A Nerf-Based Color Consistency Method for Remote Sensing Images
Zongcheng Zuo, Yuanxiang Li, Tongtong Zhang

TL;DR
This paper introduces a NeRF-based approach to improve color consistency in remote sensing images affected by seasonal and atmospheric variations, enhancing image stitching quality.
Contribution
The paper presents a novel NeRF-based method for color correction in multi-view remote sensing images, addressing limitations of traditional radiation normalization techniques.
Findings
Generated images show smooth color transitions and high visual quality.
Method effectively reduces seams in stitched satellite and UAV images.

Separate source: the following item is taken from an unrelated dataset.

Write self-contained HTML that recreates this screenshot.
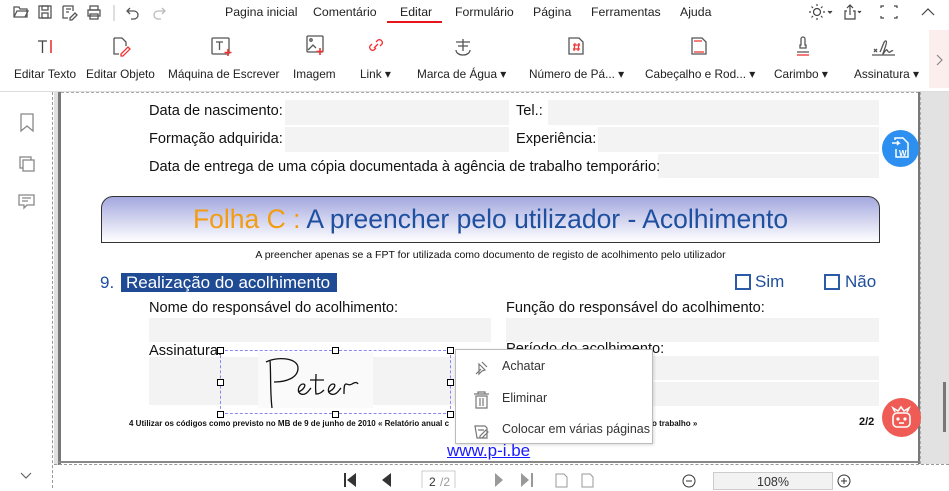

Experimental results demonstrate improved color consistency across diverse conditions.
Abstract
Due to different seasons, illumination, and atmospheric conditions, the photometric of the acquired image varies greatly, which leads to obvious stitching seams at the edges of the mosaic image. Traditional methods can be divided into two categories, one is absolute radiation correction and the other is relative radiation normalization. We propose a NeRF-based method of color consistency correction for multi-view images, which weaves image features together using implicit expressions, and then re-illuminates feature space to generate a fusion image with a new perspective. We chose Superview-1 satellite images and UAV images with large range and time difference for the experiment. Experimental results show that the synthesize image generated by our method has excellent visual effect and smooth color transition at the edges.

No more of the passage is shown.